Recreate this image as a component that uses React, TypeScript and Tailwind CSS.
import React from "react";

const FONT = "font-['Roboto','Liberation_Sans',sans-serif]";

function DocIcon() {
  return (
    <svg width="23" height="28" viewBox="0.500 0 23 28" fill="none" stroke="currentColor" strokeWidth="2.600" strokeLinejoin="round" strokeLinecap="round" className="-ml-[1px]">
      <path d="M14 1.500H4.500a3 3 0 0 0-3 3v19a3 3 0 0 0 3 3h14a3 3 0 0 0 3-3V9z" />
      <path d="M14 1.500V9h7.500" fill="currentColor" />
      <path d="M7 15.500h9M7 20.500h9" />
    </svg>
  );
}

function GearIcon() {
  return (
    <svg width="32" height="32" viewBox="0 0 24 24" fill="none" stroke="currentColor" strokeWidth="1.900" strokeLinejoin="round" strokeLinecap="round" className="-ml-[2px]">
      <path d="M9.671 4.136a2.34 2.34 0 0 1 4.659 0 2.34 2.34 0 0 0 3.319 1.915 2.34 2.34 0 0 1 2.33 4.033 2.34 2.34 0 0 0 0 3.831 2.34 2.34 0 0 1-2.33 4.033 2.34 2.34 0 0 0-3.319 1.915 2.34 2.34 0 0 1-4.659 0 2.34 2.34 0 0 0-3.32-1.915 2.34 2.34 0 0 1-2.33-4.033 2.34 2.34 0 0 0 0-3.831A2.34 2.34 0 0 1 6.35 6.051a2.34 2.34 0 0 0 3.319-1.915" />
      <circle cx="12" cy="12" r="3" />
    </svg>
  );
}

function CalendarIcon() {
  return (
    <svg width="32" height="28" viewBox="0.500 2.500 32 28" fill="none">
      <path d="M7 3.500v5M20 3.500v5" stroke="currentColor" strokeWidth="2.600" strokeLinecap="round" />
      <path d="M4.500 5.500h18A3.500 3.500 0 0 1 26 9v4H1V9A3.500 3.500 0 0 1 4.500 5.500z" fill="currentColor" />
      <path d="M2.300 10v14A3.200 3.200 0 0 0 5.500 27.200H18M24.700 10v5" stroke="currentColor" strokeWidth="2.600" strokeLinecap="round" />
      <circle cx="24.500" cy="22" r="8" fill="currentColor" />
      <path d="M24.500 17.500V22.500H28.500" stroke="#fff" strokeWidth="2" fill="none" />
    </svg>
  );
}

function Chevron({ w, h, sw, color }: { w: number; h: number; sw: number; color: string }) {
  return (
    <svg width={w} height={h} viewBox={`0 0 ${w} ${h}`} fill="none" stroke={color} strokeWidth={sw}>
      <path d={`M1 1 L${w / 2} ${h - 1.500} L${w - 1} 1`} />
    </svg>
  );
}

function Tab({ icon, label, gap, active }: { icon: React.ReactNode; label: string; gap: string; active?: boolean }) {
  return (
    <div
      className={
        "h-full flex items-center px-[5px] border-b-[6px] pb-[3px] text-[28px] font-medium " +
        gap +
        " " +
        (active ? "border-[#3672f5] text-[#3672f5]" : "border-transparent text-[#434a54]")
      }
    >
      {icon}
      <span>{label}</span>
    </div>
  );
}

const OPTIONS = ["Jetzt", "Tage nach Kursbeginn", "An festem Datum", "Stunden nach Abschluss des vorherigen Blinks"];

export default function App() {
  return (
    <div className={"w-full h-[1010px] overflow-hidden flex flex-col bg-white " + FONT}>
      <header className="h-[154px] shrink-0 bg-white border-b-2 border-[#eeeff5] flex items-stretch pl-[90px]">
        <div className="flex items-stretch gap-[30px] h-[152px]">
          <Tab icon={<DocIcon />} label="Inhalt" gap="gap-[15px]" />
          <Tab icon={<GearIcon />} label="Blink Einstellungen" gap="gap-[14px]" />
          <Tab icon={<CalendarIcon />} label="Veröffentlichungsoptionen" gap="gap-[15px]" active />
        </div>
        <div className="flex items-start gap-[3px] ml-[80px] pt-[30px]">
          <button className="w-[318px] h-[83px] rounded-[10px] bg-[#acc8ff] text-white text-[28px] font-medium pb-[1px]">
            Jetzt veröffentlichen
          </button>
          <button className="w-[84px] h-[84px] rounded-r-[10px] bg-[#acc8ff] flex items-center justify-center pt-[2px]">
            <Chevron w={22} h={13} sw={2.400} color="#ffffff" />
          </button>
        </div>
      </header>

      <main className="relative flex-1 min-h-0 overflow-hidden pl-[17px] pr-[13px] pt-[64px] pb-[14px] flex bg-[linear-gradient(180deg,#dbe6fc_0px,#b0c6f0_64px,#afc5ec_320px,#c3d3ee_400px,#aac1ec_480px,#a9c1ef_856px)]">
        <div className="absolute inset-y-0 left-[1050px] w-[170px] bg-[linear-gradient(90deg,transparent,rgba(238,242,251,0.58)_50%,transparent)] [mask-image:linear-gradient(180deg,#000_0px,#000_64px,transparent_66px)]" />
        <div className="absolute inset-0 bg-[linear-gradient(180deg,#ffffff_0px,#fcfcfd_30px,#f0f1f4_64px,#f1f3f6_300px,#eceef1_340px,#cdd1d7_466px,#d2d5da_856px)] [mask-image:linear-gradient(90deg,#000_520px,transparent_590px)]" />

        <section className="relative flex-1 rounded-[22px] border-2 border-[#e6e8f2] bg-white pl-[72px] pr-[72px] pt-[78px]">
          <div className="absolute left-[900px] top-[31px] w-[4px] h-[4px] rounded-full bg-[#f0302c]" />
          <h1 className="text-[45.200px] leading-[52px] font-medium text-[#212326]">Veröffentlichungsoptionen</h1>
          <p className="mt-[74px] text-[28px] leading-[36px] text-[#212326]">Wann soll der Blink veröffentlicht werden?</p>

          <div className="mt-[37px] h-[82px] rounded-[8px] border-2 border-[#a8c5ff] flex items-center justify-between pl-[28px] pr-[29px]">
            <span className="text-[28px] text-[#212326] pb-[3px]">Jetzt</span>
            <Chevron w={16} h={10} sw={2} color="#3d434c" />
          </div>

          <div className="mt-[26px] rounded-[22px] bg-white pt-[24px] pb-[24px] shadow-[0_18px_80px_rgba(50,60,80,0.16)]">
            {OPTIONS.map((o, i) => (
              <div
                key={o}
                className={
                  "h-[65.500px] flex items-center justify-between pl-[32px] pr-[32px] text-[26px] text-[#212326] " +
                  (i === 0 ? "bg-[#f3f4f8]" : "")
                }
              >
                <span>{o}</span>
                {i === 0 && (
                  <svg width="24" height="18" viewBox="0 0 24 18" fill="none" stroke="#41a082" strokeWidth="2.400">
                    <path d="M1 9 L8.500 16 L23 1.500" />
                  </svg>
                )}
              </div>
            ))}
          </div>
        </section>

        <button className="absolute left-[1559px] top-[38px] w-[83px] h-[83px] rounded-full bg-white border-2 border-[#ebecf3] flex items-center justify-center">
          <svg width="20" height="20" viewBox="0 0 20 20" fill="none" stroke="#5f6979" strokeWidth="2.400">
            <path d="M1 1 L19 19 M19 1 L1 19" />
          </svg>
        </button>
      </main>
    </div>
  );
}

________________

▶ _What is expected_
Return the whole listing exactly.

▶ _Worked answer_
Recreate this image as a component that uses React, TypeScript and Tailwind CSS.
import React from "react";

const FONT = "font-['Roboto','Liberation_Sans',sans-serif]";

function DocIcon() {
  return (
    <svg width="23" height="28" viewBox="0.500 0 23 28" fill="none" stroke="currentColor" strokeWidth="2.600" strokeLinejoin="round" strokeLinecap="round" className="-ml-[1px]">
      <path d="M14 1.500H4.500a3 3 0 0 0-3 3v19a3 3 0 0 0 3 3h14a3 3 0 0 0 3-3V9z" />
      <path d="M14 1.500V9h7.500" fill="currentColor" />
      <path d="M7 15.500h9M7 20.500h9" />
    </svg>
  );
}

function GearIcon() {
  return (
    <svg width="32" height="32" viewBox="0 0 24 24" fill="none" stroke="currentColor" strokeWidth="1.900" strokeLinejoin="round" strokeLinecap="round" className="-ml-[2px]">
      <path d="M9.671 4.136a2.34 2.34 0 0 1 4.659 0 2.34 2.34 0 0 0 3.319 1.915 2.34 2.34 0 0 1 2.33 4.033 2.34 2.34 0 0 0 0 3.831 2.34 2.34 0 0 1-2.33 4.033 2.34 2.34 0 0 0-3.319 1.915 2.34 2.34 0 0 1-4.659 0 2.34 2.34 0 0 0-3.32-1.915 2.34 2.34 0 0 1-2.33-4.033 2.34 2.34 0 0 0 0-3.831A2.34 2.34 0 0 1 6.35 6.051a2.34 2.34 0 0 0 3.319-1.915" />
      <circle cx="12" cy="12" r="3" />
    </svg>
  );
}

function CalendarIcon() {
  return (
    <svg width="32" height="28" viewBox="0.500 2.500 32 28" fill="none">
      <path d="M7 3.500v5M20 3.500v5" stroke="currentColor" strokeWidth="2.600" strokeLinecap="round" />
      <path d="M4.500 5.500h18A3.500 3.500 0 0 1 26 9v4H1V9A3.500 3.500 0 0 1 4.500 5.500z" fill="currentColor" />
      <path d="M2.300 10v14A3.200 3.200 0 0 0 5.500 27.200H18M24.700 10v5" stroke="currentColor" strokeWidth="2.600" strokeLinecap="round" />
      <circle cx="24.500" cy="22" r="8" fill="currentColor" />
      <path d="M24.500 17.500V22.500H28.500" stroke="#fff" strokeWidth="2" fill="none" />
    </svg>
  );
}

function Chevron({ w, h, sw, color }: { w: number; h: number; sw: number; color: string }) {
  return (
    <svg width={w} height={h} viewBox={`0 0 ${w} ${h}`} fill="none" stroke={color} strokeWidth={sw}>
      <path d={`M1 1 L${w / 2} ${h - 1.500} L${w - 1} 1`} />
    </svg>
  );
}

function Tab({ icon, label, gap, active }: { icon: React.ReactNode; label: string; gap: string; active?: boolean }) {
  return (
    <div
      className={
        "h-full flex items-center px-[5px] border-b-[6px] pb-[3px] text-[28px] font-medium " +
        gap +
        " " +
        (active ? "border-[#3672f5] text-[#3672f5]" : "border-transparent text-[#434a54]")
      }
    >
      {icon}
      <span>{label}</span>
    </div>
  );
}

const OPTIONS = ["Jetzt", "Tage nach Kursbeginn", "An festem Datum", "Stunden nach Abschluss des vorherigen Blinks"];

export default function App() {
  return (
    <div className={"w-full h-[1010px] overflow-hidden flex flex-col bg-white " + FONT}>
      <header className="h-[154px] shrink-0 bg-white border-b-2 border-[#eeeff5] flex items-stretch pl-[90px]">
        <div className="flex items-stretch gap-[30px] h-[152px]">
          <Tab icon={<DocIcon />} label="Inhalt" gap="gap-[15px]" />
          <Tab icon={<GearIcon />} label="Blink Einstellungen" gap="gap-[14px]" />
          <Tab icon={<CalendarIcon />} label="Veröffentlichungsoptionen" gap="gap-[15px]" active />
        </div>
        <div className="flex items-start gap-[3px] ml-[80px] pt-[30px]">
          <button className="w-[318px] h-[83px] rounded-[10px] bg-[#acc8ff] text-white text-[28px] font-medium pb-[1px]">
            Jetzt veröffentlichen
          </button>
          <button className="w-[84px] h-[84px] rounded-r-[10px] bg-[#acc8ff] flex items-center justify-center pt-[2px]">
            <Chevron w={22} h={13} sw={2.400} color="#ffffff" />
          </button>
        </div>
      </header>

      <main className="relative flex-1 min-h-0 overflow-hidden pl-[17px] pr-[13px] pt-[64px] pb-[14px] flex bg-[linear-gradient(180deg,#dbe6fc_0px,#b0c6f0_64px,#afc5ec_320px,#c3d3ee_400px,#aac1ec_480px,#a9c1ef_856px)]">
        <div className="absolute inset-y-0 left-[1050px] w-[170px] bg-[linear-gradient(90deg,transparent,rgba(238,242,251,0.58)_50%,transparent)] [mask-image:linear-gradient(180deg,#000_0px,#000_64px,transparent_66px)]" />
        <div className="absolute inset-0 bg-[linear-gradient(180deg,#ffffff_0px,#fcfcfd_30px,#f0f1f4_64px,#f1f3f6_300px,#eceef1_340px,#cdd1d7_466px,#d2d5da_856px)] [mask-image:linear-gradient(90deg,#000_520px,transparent_590px)]" />

        <section className="relative flex-1 rounded-[22px] border-2 border-[#e6e8f2] bg-white pl-[72px] pr-[72px] pt-[78px]">
          <div className="absolute left-[900px] top-[31px] w-[4px] h-[4px] rounded-full bg-[#f0302c]" />
          <h1 className="text-[45.200px] leading-[52px] font-medium text-[#212326]">Veröffentlichungsoptionen</h1>
          <p className="mt-[74px] text-[28px] leading-[36px] text-[#212326]">Wann soll der Blink veröffentlicht werden?</p>

          <div className="mt-[37px] h-[82px] rounded-[8px] border-2 border-[#a8c5ff] flex items-center justify-between pl-[28px] pr-[29px]">
            <span className="text-[28px] text-[#212326] pb-[3px]">Jetzt</span>
            <Chevron w={16} h={10} sw={2} color="#3d434c" />
          </div>

          <div className="mt-[26px] rounded-[22px] bg-white pt-[24px] pb-[24px] shadow-[0_18px_80px_rgba(50,60,80,0.16)]">
            {OPTIONS.map((o, i) => (
              <div
                key={o}
                className={
                  "h-[65.500px] flex items-center justify-between pl-[32px] pr-[32px] text-[26px] text-[#212326] " +
                  (i === 0 ? "bg-[#f3f4f8]" : "")
                }
              >
                <span>{o}</span>
                {i === 0 && (
                  <svg width="24" height="18" viewBox="0 0 24 18" fill="none" stroke="#41a082" strokeWidth="2.400">
                    <path d="M1 9 L8.500 16 L23 1.500" />
                  </svg>
                )}
              </div>
            ))}
          </div>
        </section>

        <button className="absolute left-[1559px] top-[38px] w-[83px] h-[83px] rounded-full bg-white border-2 border-[#ebecf3] flex items-center justify-center">
          <svg width="20" height="20" viewBox="0 0 20 20" fill="none" stroke="#5f6979" strokeWidth="2.400">
            <path d="M1 1 L19 19 M19 1 L1 19" />
          </svg>
        </button>
      </main>
    </div>
  );
}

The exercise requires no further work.